> **Exercise objective**: Your task is to retype the lines from the opening of the material through the line that includes "import React from". Do not copy the pictures.

:: Given data

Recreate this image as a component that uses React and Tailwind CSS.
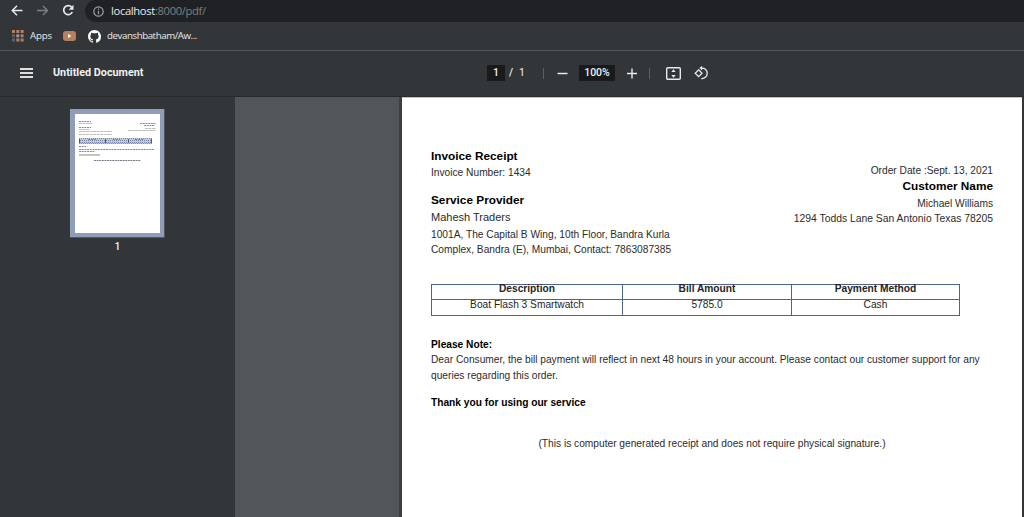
import React from "react";

function BrowserBar() {
  return (
    <div className="flex h-[22px] items-start">
      <svg className="ml-[11px] mt-[4px] shrink-0" width="12" height="13" viewBox="0 0 12 13" fill="none" stroke="#e8eaed" strokeWidth="1.5">
        <path d="M11.5 6.5H1.5M6 1.8L1.3 6.5L6 11.2" />
      </svg>
      <svg className="ml-[14px] mt-[4px] shrink-0" width="12" height="13" viewBox="0 0 12 13" fill="none" stroke="#7d8083" strokeWidth="1.4">
        <path d="M0 6.5H10M6 2L10.5 6.5L6 11" />
      </svg>
      <svg className="ml-[13px] mt-[4px] shrink-0" width="12" height="13" viewBox="0 0 12 13" fill="none" stroke="#e8eaed" strokeWidth="1.7">
        <path d="M9.7 3.3A4.5 4.5 0 1 0 10.3 8" />
        <path d="M11.5 0.8V5.7H6.7Z" fill="#e8eaed" stroke="none" />
      </svg>
      <div className="ml-[11px] flex h-[22px] flex-1 items-center rounded-l-full bg-[#202124] pl-[8px]">
        <svg width="11" height="11" viewBox="0 0 11 11" fill="none" stroke="#9aa0a6" strokeWidth="1.2">
          <circle cx="5.5" cy="5.5" r="4.7" />
          <path d="M5.5 4.8V8.2M5.5 2.6V3.8" />
        </svg>
        <div className="ml-[7px] whitespace-nowrap font-['Open_Sans',sans-serif] text-[11.2px] leading-[22px] tracking-[-0.33px] text-[#7d8083]">
          <span className="text-[#e8eaed]">localhost</span>:8000/pdf/
        </div>
      </div>
    </div>
  );
}

function Bookmarks() {
  return (
    <div className="flex h-[29px] items-center border-b border-[#53565a] font-['Open_Sans',sans-serif] text-[9.7px] tracking-[-0.42px] text-[#e8eaed]">
      <svg className="ml-[12px]" width="12" height="12" viewBox="0 0 12 12">
        <g fill="#b57f60">
          <path d="M0 0h3v3H0zM4.3 0h3v3h-3zM8.6 0h3v3h-3zM8.6 4.3h3v3h-3zM4.3 8.6h3v3h-3zM8.6 8.6h3v3h-3z" />
        </g>
        <path fill="#5d6064" d="M0 4.3h3v3H0zM0 8.6h3v3H0z" />
        <path fill="#8f9db8" d="M4.3 4.3h3v3h-3z" />
      </svg>
      <span className="ml-[6px] w-[33px] tracking-[-0.2px]">Apps</span>
      <svg width="13" height="10" viewBox="0 0 13 10">
        <rect width="13" height="10" rx="3" fill="#b57f60" />
        <path d="M5 3L8.4 5L5 7Z" fill="#fff" />
      </svg>
      <svg className="ml-[12px]" width="13" height="13" viewBox="0 0 16 16" fill="#fff">
        <path d="M8 0C3.58 0 0 3.58 0 8c0 3.54 2.29 6.53 5.47 7.59.4.07.55-.17.55-.38 0-.19-.01-.82-.01-1.49-2.01.37-2.53-.49-2.69-.94-.09-.23-.48-.94-.82-1.13-.28-.15-.68-.52-.01-.53.63-.01 1.08.58 1.23.82.72 1.21 1.87.87 2.33.66.07-.52.28-.87.51-1.07-1.78-.2-3.64-.89-3.64-3.95 0-.87.31-1.59.82-2.15-.08-.2-.36-1.02.08-2.12 0 0 .67-.21 2.2.82.64-.18 1.32-.27 2-.27s1.36.09 2 .27c1.53-1.04 2.2-.82 2.2-.82.44 1.1.16 1.92.08 2.12.51.56.82 1.27.82 2.15 0 3.07-1.87 3.75-3.65 3.95.29.25.54.73.54 1.48 0 1.07-.01 1.93-.01 2.2 0 .21.15.46.55.38A8.01 8.01 0 0 0 16 8c0-4.42-3.58-8-8-8z" />
      </svg>
      <span className="ml-[6px]">devanshbatham/Aw...</span>
    </div>
  );
}

function PdfToolbar() {
  return (
    <div className="flex h-[46px] shrink-0 items-center border-b border-[#282a2d] pb-[1px] font-[Roboto,sans-serif] text-[10.5px] font-medium text-[#f1f1f1]">
      <div className="ml-[20px] flex w-[13px] flex-col gap-[2px]">
        <div className="h-[2px] bg-[#dcdedf]" />
        <div className="h-[2px] bg-[#dcdedf]" />
        <div className="h-[2px] bg-[#dcdedf]" />
      </div>
      <div className="ml-[20px] w-[434px] text-[10.8px] font-bold">Untitled Document</div>
      <div className="flex h-[16px] w-[18px] items-center justify-center bg-[#191a1c]">1</div>
      <div className="ml-[4px] w-[10px]">/</div>
      <div className="w-[24px] font-normal">1</div>
      <div className="h-[11px] w-[1px] bg-[#5c5f63]" />
      <svg className="ml-[13px]" width="11" height="11" stroke="#e8eaed" strokeWidth="1.5">
        <path d="M0.5 5.5h10" />
      </svg>
      <div className="ml-[11px] flex h-[16px] w-[36px] items-center justify-center bg-[#191a1c]">100%</div>
      <svg className="ml-[12px]" width="10" height="11" stroke="#e8eaed" strokeWidth="1.4">
        <path d="M0 5.5h10M5 0.5v10" />
      </svg>
      <div className="ml-[12px] h-[11px] w-[1px] bg-[#5c5f63]" />
      <svg className="ml-[16px]" width="15" height="13" viewBox="0 0 15 13" fill="none">
        <rect x="0.7" y="0.7" width="13.6" height="11.6" rx="1" stroke="#e8eaed" strokeWidth="1.4" />
        <path d="M7.5 2.2L9.7 5H5.3ZM7.5 10.8L9.7 8H5.3Z" fill="#e8eaed" />
      </svg>
      <svg className="ml-[13px]" width="14" height="14" viewBox="0 0 14 14" fill="none" stroke="#e8eaed" strokeWidth="1.3">
        <path d="M4.6 3.8L8 7.2L4.600 10.600L1.200 7.200Z" />
        <path d="M7.2 2.100A5.300 5.300 0 1 1 7.200 12.600" />
        <path d="M8.200 -0.200V4.500L5.400 2.100Z" fill="#e8eaed" stroke="none" />
      </svg>
    </div>
  );
}

function Thumbnail() {
  return (
    <div className="h-[129px] w-[95px] border-r border-b border-[#53565a] bg-[#8f9db8] pl-[5px] pt-[5px]">
      <svg width="85" height="119" viewBox="0 0 85 119" fill="none">
        <rect width="85" height="119" fill="#fff" />
        <g stroke="#7f8ba3" strokeWidth="1" strokeDasharray="2 0.7">
          <path d="M4 7.500h12M4 13.500h12M65 9.500h16M69 11.500h11M4 32.500h8M4 35.500h75M4 37.500h16" />
        </g>
        <g stroke="#bdbeba" strokeWidth="1" strokeDasharray="3 0.5">
          <path d="M4 9.500h14M4 15.500h11M4 17.500h33M4 20.500h33M70 14.500h11M53 16.500h28" />
        </g>
        <path d="M4 41h21" stroke="#c5c6c3" strokeWidth="2" />
        <path d="M19 46.500h47" stroke="#777d86" strokeDasharray="2 0.6" />
        <rect x="4" y="24" width="73" height="6" fill="#c7c9cc" />
        <path d="M5 26.500h71M5 28.500h71" stroke="#7788aa" strokeDasharray="1 1" />
        <path d="M13 25.500h8M38 25.500h7M60 25.500h9" stroke="#af765c" strokeDasharray="2 1" />
        <path d="M4.500 25v4M30.500 25v4M53.500 25v4M76.500 25v4" stroke="#555b66" />
        <path d="M4 24.500h73M4 29.500h73" stroke="#8793aa" strokeDasharray="1 1" />
      </svg>
    </div>
  );
}

function InvoiceTable() {
  const cell = "border-[#4d648c] text-center";
  return (
    <div className="mt-[27px] grid h-[32px] w-[529px] grid-cols-[191px_169px_167px] grid-rows-[15px_15px] border border-[#4d648c] text-[10.2px] text-[#252525]">
      <div className={`${cell} border-b border-r font-bold leading-[8px]`}>Description</div>
      <div className={`${cell} border-b border-r font-bold leading-[8px]`}>Bill Amount</div>
      <div className={`${cell} border-b font-bold leading-[8px]`}>Payment Method</div>
      <div className={`${cell} border-r leading-[9px]`}>Boat Flash 3 Smartwatch</div>
      <div className={`${cell} border-r leading-[9px]`}>5785.0</div>
      <div className={`${cell} leading-[9px]`}>Cash</div>
    </div>
  );
}

function InvoicePage() {
  return (
    <div className="h-full w-[620px] border-t border-[#c4c5c6] bg-white pl-[29px] pr-[29px] pt-[50px] font-['Liberation_Sans',Arial,sans-serif] text-[10.2px] text-[#2b2b2b] whitespace-nowrap">
      <div className="flex h-[109px] justify-between">
        <div>
          <div className="h-[17px] text-[11.8px] font-bold leading-[17px] text-black">Invoice Receipt</div>
          <div className="h-[16px] leading-[16px]">Invoice Number: 1434</div>
          <div className="mt-[11px] h-[17px] text-[11.8px] font-bold leading-[17px] text-black">Service Provider</div>
          <div className="h-[17px] text-[11px] leading-[17px]">Mahesh Traders</div>
          <div className="h-[15px] leading-[18px]">1001A, The Capital B Wing, 10th Floor, Bandra Kurla</div>
          <div className="h-[16px] leading-[17px]">Complex, Bandra (E), Mumbai, Contact: 7863087385</div>
        </div>
        <div className="pt-[14px] text-right">
          <div className="h-[16px] leading-[18px]">Order Date :Sept. 13, 2021</div>
          <div className="h-[17px] text-[11.8px] font-bold leading-[17px] text-black">Customer Name</div>
          <div className="h-[16px] leading-[18px]">Michael Williams</div>
          <div className="h-[15px] text-[10.35px] leading-[15px]">1294 Todds Lane San Antonio Texas 78205</div>
        </div>
      </div>
      <InvoiceTable />
      <div className="mt-[20px] h-[16px] font-bold leading-[18px] text-black">Please Note:</div>
      <div className="h-[15px] leading-[15px]">Dear Consumer, the bill payment will reflect in next 48 hours in your account. Please contact our customer support for any</div>
      <div className="h-[16px] leading-[18px]">queries regarding this order.</div>
      <div className="mt-[12px] h-[16px] font-bold leading-[16px] text-black">Thank you for using our service</div>
      <div className="mt-[24px] h-[16px] text-center leading-[18px]">(This is computer generated receipt and does not require physical signature.)</div>
    </div>
  );
}

export default function App() {
  return (
    <div className="flex h-[517px] w-[1024px] flex-col overflow-hidden bg-[#323639]">
      <BrowserBar />
      <Bookmarks />
      <PdfToolbar />
      <div className="flex min-h-0 flex-1">
        <div className="flex w-[235px] shrink-0 flex-col items-center pt-[12px]">
          <Thumbnail />
          <div className="mt-[2px] font-[Roboto,sans-serif] text-[10.5px] font-medium leading-[14px] text-[#f1f1f1]">1</div>
        </div>
        <div className="flex min-w-0 flex-1 bg-[#525659] pl-[164px]">
          <div className="w-[3px] bg-[#3b3f42]" />
          <InvoicePage />
          <div className="w-[2px] bg-[#323639]" />
        </div>
      </div>
    </div>
  );
}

::::

> **Exercise response**:
Recreate this image as a component that uses React and Tailwind CSS.
import React from "react";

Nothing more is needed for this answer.